Out of all the lines below, count those with the word "components". Give the number only.

## Collected data

■ ■ ■ ■

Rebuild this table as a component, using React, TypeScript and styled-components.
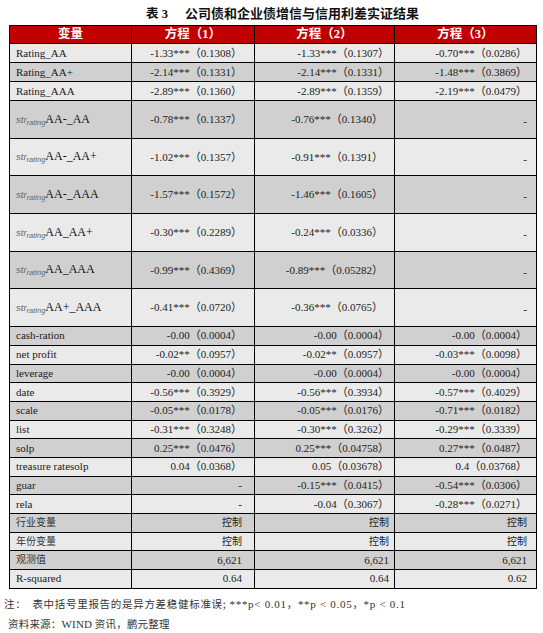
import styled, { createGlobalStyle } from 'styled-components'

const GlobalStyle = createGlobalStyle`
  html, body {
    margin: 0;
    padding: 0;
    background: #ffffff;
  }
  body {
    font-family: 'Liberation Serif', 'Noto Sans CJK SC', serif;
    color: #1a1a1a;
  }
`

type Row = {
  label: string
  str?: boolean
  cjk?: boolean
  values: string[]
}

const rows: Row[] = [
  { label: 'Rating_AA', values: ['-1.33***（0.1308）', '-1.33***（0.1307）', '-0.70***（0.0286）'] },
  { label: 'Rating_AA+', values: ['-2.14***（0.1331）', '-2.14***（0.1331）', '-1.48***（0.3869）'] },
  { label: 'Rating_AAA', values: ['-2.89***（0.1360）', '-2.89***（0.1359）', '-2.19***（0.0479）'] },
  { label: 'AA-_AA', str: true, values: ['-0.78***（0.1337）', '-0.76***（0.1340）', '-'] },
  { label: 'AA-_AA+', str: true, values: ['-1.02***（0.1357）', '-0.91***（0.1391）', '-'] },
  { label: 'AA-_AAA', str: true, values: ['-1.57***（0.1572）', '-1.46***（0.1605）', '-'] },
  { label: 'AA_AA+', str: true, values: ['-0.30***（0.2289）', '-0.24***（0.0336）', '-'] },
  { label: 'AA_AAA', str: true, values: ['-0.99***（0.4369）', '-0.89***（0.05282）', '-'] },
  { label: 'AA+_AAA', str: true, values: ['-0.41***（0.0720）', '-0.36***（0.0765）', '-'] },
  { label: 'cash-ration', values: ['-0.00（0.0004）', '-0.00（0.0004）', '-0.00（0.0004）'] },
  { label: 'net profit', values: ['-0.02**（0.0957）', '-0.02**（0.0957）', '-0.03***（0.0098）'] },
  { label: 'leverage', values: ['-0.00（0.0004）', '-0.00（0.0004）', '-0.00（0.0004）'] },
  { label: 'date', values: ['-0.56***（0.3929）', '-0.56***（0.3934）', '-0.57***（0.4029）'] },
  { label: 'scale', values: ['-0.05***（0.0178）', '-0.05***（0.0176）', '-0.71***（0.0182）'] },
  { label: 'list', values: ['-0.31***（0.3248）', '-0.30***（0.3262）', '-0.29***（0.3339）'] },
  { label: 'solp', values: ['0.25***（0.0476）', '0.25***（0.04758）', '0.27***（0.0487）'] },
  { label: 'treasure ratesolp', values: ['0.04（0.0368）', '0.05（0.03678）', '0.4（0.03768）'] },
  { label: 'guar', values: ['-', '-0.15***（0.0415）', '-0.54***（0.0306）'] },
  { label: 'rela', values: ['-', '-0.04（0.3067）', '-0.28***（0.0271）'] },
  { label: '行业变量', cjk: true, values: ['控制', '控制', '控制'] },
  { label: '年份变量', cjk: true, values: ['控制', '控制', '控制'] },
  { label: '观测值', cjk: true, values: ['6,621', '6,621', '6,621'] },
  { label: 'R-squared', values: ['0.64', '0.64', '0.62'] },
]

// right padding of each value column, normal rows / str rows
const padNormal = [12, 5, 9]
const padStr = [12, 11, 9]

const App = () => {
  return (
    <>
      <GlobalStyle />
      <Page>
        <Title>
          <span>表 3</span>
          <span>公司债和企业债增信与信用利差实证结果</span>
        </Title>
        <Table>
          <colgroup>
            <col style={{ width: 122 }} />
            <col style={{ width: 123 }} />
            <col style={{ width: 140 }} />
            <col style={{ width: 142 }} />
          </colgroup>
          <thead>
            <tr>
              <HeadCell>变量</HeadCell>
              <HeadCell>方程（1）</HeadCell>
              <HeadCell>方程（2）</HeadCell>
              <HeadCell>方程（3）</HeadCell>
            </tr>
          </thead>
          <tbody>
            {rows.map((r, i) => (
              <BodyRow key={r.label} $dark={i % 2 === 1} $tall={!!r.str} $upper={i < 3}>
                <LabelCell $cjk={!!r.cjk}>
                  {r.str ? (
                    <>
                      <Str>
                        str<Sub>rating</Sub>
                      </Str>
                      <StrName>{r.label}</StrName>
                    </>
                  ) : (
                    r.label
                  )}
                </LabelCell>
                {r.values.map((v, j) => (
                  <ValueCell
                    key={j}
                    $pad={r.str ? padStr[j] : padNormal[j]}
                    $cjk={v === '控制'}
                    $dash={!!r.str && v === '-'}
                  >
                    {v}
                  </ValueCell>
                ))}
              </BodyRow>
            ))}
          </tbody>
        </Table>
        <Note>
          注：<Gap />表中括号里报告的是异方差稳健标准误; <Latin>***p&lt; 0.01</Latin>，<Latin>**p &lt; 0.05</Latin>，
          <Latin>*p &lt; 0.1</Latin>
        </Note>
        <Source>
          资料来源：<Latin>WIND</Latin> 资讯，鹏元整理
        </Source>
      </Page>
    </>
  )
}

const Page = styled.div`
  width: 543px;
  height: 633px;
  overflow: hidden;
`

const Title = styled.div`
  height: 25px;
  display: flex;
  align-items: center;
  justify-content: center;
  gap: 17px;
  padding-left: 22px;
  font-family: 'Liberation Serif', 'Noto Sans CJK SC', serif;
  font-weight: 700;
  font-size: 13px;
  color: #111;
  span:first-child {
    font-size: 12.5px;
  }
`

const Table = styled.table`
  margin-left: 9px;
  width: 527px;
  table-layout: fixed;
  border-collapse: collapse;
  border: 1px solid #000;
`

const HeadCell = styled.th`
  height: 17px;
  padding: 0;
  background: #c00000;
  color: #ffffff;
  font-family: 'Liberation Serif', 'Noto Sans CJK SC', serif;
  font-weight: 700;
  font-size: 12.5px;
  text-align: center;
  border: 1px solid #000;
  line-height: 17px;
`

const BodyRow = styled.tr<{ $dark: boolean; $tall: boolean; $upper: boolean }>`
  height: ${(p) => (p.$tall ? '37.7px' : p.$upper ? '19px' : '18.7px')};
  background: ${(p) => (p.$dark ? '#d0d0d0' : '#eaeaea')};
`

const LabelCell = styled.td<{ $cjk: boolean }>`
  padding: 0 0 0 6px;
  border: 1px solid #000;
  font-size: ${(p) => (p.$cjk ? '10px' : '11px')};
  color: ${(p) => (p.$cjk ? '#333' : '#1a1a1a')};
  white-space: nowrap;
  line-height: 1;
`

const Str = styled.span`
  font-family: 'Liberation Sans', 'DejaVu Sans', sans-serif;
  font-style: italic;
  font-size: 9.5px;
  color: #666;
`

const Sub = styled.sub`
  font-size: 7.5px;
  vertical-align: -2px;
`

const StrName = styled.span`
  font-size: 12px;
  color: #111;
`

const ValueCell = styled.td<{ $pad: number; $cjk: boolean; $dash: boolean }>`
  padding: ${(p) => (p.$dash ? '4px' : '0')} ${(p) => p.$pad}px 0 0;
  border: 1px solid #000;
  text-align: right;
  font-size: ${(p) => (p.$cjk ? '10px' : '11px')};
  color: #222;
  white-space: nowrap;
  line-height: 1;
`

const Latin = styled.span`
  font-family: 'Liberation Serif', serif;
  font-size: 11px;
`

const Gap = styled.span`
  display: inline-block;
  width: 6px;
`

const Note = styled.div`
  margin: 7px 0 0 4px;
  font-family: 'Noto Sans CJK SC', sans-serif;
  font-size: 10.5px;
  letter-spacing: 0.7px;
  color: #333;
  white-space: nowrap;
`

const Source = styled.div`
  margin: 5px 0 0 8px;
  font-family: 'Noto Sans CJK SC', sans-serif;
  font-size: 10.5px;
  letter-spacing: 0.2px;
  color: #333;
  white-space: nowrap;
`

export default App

■ ■ ■ ■

## Expected answer
2